A Kaluszyn, comme probablement ailleurs dans le pays, une fois par an au moins, on se préoccupe de ce reste à charge, de cette survivance de la judéité polonaise. Il faut préciser que là aussi, dès la liquidation du ghetto de Kaluszyn, les Nazis allemands ont organisé une vente aux enchères des biens juifs. Elle a rencontré, lit-on dans le livre de souvenirs des survivants juifs, le Sefer Kaluszyn, beaucoup de succès. Au passage, cela explique aussi pourquoi ceux qui sont revenus de l’enfer ont été si mal reçus à leur retour. D’ici qu’ils aient exigé qu’on leur rende ce qui leur avait été arraché…

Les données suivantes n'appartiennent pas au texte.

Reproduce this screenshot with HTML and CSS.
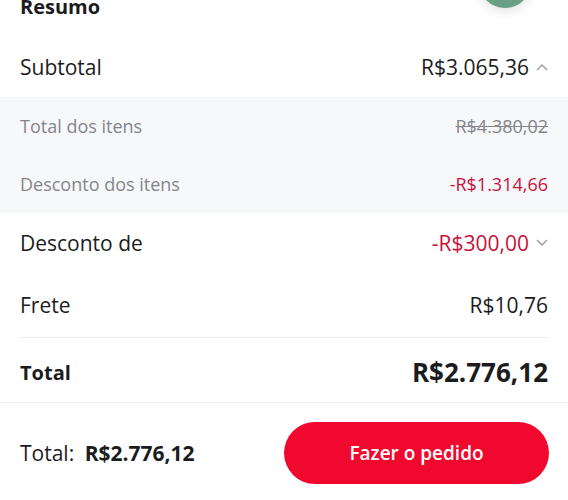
FILE: index.html
```html
<!DOCTYPE html>
<html lang="pt-BR">
<head>
  <meta charset="UTF-8">
  <meta name="viewport" content="width=device-width, initial-scale=1.0">
  <title>Resumo do pedido</title>
  <link rel="stylesheet" href="styles.css">
</head>
<body>
  <div class="page">
    <div class="fab"></div>
    <h2 class="title">Resumo</h2>

    <div class="row">
      <span>Subtotal</span>
      <span class="value">R$3.065,36
        <svg class="chev" viewBox="0 0 12 8" width="12" height="8"><path d="M1 7 L6 2 L11 7" /></svg>
      </span>
    </div>

    <div class="details">
      <div class="row small">
        <span>Total dos itens</span>
        <span class="old">R$4.380,02</span>
      </div>
      <div class="row small">
        <span>Desconto dos itens</span>
        <span class="red">-R$1.314,66</span>
      </div>
    </div>

    <div class="row">
      <span>Desconto de</span>
      <span class="value red">-R$300,00
        <svg class="chev" viewBox="0 0 12 8" width="12" height="8"><path d="M1 1 L6 6 L11 1" /></svg>
      </span>
    </div>

    <div class="row tall">
      <span>Frete</span>
      <span>R$10,76</span>
    </div>

    <div class="row total">
      <span>Total</span>
      <span class="big">R$2.776,12</span>
    </div>

    <div class="footer">
      <div class="footer-total">Total: <strong>R$2.776,12</strong></div>
      <button class="order-btn">Fazer o pedido</button>
    </div>
  </div>
</body>
</html>
```

FILE: styles.css
```css
body {
  margin: 0;
  font-family: "Open Sans", Lato, sans-serif;
  color: #1c1c1e;
  background: #fff;
}
.page {
  position: relative;
  height: 500px;
  overflow: hidden;
}
.fab {
  position: absolute;
  top: -44px;
  left: 479px;
  width: 52px;
  height: 52px;
  border-radius: 50%;
  background: #689f85;
  box-shadow: 0 3px 12px rgba(0, 0, 0, 0.12);
}
.title {
  margin: -6px 0 0;
  padding: 0 20px 17px;
  font-size: 20px;
  line-height: 26px;
  font-weight: 700;
}
.row {
  display: flex;
  justify-content: space-between;
  align-items: center;
  height: 60px;
  padding: 0 20px;
  font-size: 21px;
}
.row.tall {
  height: 64px;
}
.value {
  display: flex;
  align-items: center;
  gap: 7px;
}
.chev {
  fill: none;
  stroke: #9a9aa0;
  stroke-width: 1.4;
}
.details {
  background: #f7f8fa;
}
.row.small {
  height: 58px;
  font-size: 18px;
  color: #85858c;
}
.old {
  text-decoration: line-through;
}
.red {
  color: #c8123a;
}
.row.total {
  height: 60px;
  margin: 0 20px;
  padding: 4px 0 0;
  border-top: 1px solid #ececec;
  font-size: 20px;
  font-weight: 700;
}
.big {
  font-size: 26px;
}
.footer {
  display: flex;
  justify-content: space-between;
  align-items: center;
  border-top: 1px solid #ececec;
  padding: 19px 19px 0 20px;
}
.footer-total {
  font-size: 21px;
}
.footer-total strong {
  margin-left: 5px;
  font-size: 21px;
  font-weight: 700;
}
.order-btn {
  width: 265px;
  height: 62px;
  border: none;
  border-radius: 31px;
  background: #f0082e;
  color: #fff;
  font-family: inherit;
  font-size: 19px;
  font-weight: 600;
  cursor: pointer;
}
```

Pour rendre hommage aux voisins d’hier, ceux qu’on envoie en priorité donc ce sont bien sûr les enfants. Eux, au moins, ils ne sont au courant de rien. Ils ont la fraîcheur de la jeunesse. Et puis, l’éducation, c’est important. Seulement, force m’est de le reconnaître, l’apparition d’un cortège de collégiens conduits par leur enseignante au moment où je me recueille dans ce cimetière me surprend et m’émeut. Ils s’alignent devant le premier monument, écoutent le petit discours que leur tient la professeure et se figent dans une minute de silence. Puis ils déposent à même le sol les bouquets de jonquilles qu’ils ont apportés avec eux. Ils recommencent devant les trois stèles où je les ai précédés. L’un d’eux, un garçon plus déluré que les autres, me lance :

Who are you?

Et du tac au tac, je lui réponds :

I’m a Jew

Il paraît content. On se fait un high five, paume contre paume. Tout le monde sourit. Ils sont, nous sommes innocents.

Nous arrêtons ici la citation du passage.